Rows from a dataset of pages and code
= = = = =

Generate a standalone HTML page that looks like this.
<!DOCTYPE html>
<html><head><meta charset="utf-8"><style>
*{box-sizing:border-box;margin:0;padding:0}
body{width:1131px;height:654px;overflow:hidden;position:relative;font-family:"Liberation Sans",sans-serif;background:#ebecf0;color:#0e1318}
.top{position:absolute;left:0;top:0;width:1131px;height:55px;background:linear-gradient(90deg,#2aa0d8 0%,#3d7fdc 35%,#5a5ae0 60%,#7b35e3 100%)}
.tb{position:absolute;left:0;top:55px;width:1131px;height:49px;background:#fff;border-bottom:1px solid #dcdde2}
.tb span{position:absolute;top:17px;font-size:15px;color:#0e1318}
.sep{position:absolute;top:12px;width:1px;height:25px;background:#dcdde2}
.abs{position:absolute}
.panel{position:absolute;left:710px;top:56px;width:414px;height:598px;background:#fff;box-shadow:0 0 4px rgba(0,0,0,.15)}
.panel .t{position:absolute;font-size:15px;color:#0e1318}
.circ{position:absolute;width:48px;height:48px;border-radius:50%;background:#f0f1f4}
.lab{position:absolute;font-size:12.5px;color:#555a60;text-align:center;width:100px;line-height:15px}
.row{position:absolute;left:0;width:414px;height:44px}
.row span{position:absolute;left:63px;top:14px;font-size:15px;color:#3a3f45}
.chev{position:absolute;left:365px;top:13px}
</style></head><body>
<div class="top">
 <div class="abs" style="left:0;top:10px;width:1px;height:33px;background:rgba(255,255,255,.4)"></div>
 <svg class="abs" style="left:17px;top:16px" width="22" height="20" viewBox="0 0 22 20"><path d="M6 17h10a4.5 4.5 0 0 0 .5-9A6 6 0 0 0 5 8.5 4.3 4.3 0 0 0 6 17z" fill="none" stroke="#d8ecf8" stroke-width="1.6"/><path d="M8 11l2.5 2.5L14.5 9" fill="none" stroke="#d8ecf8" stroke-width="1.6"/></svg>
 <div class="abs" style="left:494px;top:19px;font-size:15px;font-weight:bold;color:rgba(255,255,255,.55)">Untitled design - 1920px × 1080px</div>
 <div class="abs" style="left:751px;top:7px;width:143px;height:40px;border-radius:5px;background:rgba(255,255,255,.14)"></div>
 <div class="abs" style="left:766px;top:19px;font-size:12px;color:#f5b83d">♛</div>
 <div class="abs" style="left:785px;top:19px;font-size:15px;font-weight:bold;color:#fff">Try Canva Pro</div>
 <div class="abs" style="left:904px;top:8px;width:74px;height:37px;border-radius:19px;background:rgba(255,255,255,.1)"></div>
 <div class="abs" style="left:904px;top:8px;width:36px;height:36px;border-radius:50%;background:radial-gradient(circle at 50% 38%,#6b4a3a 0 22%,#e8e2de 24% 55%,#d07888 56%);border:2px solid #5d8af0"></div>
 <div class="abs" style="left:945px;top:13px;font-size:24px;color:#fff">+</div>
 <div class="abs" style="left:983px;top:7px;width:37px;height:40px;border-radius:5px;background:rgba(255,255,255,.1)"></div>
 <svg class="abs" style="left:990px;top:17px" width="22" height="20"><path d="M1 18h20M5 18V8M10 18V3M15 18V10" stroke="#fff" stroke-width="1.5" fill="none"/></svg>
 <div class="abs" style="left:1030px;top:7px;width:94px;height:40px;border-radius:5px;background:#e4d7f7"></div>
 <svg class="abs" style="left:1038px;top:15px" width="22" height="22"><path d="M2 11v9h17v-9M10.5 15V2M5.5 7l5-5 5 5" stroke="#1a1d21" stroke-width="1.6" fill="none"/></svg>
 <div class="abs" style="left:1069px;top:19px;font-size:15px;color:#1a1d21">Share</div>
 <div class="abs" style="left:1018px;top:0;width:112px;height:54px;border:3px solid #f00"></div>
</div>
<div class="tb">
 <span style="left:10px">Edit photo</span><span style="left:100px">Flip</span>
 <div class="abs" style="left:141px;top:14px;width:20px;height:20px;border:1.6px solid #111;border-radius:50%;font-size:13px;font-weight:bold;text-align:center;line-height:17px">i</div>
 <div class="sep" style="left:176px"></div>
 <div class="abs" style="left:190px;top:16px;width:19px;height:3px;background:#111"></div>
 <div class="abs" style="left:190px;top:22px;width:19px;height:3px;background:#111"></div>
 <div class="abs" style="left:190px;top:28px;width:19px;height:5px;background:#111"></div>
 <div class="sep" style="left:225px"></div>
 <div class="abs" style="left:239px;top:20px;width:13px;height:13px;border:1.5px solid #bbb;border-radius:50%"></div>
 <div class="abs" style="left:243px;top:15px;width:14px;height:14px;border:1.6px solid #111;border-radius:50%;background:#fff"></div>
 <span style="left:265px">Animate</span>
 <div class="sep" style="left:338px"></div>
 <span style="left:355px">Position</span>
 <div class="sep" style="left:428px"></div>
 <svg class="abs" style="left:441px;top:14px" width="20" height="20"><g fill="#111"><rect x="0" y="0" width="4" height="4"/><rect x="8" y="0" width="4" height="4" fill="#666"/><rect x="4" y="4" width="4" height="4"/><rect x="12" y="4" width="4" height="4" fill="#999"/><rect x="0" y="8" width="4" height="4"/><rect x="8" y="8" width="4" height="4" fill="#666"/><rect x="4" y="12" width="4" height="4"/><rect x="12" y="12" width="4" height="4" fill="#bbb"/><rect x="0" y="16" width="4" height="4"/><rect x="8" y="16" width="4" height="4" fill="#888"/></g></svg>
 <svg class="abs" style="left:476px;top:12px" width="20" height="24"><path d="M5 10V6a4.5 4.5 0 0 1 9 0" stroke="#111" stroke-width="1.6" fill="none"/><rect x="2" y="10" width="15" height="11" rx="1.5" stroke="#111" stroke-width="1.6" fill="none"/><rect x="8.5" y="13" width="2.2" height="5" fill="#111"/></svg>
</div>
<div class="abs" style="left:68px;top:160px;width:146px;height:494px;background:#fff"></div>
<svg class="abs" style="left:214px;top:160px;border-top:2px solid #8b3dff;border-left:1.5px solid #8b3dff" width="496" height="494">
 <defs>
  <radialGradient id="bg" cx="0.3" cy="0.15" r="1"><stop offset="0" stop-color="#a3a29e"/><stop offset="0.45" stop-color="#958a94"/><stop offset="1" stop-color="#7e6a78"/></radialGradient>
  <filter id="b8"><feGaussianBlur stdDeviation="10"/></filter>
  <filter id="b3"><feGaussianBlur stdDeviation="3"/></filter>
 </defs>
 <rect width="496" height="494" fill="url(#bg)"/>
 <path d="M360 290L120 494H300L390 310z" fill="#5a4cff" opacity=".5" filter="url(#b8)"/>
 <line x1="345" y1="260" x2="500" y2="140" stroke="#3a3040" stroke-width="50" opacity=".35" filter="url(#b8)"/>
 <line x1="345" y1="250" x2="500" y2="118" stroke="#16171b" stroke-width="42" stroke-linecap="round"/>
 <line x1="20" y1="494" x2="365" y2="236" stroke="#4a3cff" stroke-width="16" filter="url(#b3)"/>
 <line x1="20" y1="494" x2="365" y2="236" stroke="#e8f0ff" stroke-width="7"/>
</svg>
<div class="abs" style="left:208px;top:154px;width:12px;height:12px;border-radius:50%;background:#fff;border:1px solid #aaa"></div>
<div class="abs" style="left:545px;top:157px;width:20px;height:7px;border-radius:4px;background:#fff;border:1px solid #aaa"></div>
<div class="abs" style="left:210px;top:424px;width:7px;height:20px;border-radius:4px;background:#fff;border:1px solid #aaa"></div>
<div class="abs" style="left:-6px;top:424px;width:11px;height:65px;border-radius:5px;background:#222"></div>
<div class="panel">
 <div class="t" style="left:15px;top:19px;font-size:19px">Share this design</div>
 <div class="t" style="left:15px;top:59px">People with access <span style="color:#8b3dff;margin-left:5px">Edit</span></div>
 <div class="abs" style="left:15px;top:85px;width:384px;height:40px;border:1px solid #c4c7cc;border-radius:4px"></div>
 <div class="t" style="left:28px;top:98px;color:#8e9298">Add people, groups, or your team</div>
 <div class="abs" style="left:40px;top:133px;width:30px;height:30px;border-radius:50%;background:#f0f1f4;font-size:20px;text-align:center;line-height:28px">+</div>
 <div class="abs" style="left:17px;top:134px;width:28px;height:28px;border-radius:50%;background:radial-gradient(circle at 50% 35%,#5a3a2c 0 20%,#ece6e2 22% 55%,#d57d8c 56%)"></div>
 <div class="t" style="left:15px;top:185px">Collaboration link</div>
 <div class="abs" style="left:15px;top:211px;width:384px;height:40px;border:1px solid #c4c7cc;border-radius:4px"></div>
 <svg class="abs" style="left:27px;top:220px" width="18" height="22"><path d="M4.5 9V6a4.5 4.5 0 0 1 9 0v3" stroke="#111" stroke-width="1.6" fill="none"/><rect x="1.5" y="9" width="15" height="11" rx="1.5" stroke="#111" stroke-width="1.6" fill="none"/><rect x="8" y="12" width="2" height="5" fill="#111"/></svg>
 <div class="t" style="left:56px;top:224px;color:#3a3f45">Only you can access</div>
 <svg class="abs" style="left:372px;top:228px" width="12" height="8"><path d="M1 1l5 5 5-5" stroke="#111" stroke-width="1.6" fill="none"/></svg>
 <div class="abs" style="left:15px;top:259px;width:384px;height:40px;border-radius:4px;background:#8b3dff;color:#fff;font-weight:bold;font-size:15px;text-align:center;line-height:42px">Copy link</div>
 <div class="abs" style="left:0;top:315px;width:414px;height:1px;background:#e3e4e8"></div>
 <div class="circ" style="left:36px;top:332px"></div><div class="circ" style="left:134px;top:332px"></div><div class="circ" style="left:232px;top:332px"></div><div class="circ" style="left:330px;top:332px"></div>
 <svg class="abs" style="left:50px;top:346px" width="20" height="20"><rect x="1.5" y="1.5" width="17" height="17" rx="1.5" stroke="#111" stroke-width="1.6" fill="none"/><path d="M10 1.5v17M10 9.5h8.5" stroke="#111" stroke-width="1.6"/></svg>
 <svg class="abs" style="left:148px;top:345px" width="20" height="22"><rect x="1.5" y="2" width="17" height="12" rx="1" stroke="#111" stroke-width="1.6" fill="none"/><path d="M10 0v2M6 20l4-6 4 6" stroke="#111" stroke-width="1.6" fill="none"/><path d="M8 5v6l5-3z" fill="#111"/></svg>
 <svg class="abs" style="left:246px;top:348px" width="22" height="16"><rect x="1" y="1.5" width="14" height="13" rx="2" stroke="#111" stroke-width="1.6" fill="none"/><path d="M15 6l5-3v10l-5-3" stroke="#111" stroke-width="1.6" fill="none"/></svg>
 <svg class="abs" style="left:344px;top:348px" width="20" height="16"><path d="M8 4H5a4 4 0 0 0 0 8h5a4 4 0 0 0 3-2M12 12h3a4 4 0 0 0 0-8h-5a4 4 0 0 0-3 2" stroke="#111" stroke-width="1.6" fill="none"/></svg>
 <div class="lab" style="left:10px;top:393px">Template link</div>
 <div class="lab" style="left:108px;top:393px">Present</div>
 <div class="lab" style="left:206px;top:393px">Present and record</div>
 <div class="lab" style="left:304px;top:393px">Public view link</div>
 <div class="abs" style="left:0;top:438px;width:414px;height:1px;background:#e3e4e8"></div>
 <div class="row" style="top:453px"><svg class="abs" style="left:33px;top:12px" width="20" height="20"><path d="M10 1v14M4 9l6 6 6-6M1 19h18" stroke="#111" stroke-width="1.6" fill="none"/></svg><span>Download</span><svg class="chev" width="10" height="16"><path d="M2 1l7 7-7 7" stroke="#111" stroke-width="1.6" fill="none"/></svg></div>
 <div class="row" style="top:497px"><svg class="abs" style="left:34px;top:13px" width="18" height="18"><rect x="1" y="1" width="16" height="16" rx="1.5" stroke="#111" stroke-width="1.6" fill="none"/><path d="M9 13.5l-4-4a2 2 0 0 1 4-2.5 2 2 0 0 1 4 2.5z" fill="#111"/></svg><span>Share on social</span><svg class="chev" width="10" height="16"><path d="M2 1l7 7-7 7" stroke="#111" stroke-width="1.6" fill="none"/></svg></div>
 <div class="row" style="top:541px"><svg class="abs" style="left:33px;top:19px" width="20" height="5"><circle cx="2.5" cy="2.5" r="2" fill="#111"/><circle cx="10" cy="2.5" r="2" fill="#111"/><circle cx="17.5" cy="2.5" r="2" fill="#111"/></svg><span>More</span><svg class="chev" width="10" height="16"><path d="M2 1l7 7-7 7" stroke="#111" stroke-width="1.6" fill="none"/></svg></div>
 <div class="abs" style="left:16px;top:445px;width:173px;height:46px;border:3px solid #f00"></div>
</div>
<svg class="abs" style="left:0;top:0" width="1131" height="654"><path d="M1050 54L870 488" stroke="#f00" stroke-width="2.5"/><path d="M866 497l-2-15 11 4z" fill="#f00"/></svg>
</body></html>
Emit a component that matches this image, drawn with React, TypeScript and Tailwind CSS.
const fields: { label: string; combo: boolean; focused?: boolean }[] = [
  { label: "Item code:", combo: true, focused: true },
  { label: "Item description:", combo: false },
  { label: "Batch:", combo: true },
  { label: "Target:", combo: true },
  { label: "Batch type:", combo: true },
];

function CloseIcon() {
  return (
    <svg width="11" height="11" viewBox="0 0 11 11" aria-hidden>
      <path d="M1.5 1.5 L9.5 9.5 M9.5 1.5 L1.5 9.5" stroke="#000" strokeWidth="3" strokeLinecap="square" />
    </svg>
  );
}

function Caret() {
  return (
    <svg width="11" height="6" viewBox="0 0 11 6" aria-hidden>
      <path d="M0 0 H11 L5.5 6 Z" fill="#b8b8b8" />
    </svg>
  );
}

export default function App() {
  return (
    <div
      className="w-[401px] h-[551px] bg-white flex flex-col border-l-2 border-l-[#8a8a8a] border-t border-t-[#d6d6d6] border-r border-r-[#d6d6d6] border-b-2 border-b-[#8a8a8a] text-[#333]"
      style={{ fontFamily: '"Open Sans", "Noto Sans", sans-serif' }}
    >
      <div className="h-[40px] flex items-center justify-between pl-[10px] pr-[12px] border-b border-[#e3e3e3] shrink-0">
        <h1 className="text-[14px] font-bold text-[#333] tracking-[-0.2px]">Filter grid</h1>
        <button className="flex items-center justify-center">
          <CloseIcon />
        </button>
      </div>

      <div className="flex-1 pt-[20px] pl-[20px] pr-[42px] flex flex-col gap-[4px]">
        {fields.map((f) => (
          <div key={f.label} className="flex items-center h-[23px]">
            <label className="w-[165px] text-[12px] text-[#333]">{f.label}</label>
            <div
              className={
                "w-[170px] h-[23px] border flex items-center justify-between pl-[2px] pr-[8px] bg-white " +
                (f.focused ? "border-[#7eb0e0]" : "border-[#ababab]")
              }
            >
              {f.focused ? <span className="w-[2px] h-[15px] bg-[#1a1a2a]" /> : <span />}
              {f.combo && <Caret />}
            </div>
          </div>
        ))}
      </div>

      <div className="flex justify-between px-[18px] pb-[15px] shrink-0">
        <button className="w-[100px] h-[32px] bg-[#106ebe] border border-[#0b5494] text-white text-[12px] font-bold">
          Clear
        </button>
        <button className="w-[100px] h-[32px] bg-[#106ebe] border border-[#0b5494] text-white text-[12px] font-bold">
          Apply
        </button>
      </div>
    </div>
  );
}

= = = = =

**What is being asked:** Pull out each line holding the string "that".

**Written response:**
Generate a standalone HTML page that looks like this.
Emit a component that matches this image, drawn with React, TypeScript and Tailwind CSS.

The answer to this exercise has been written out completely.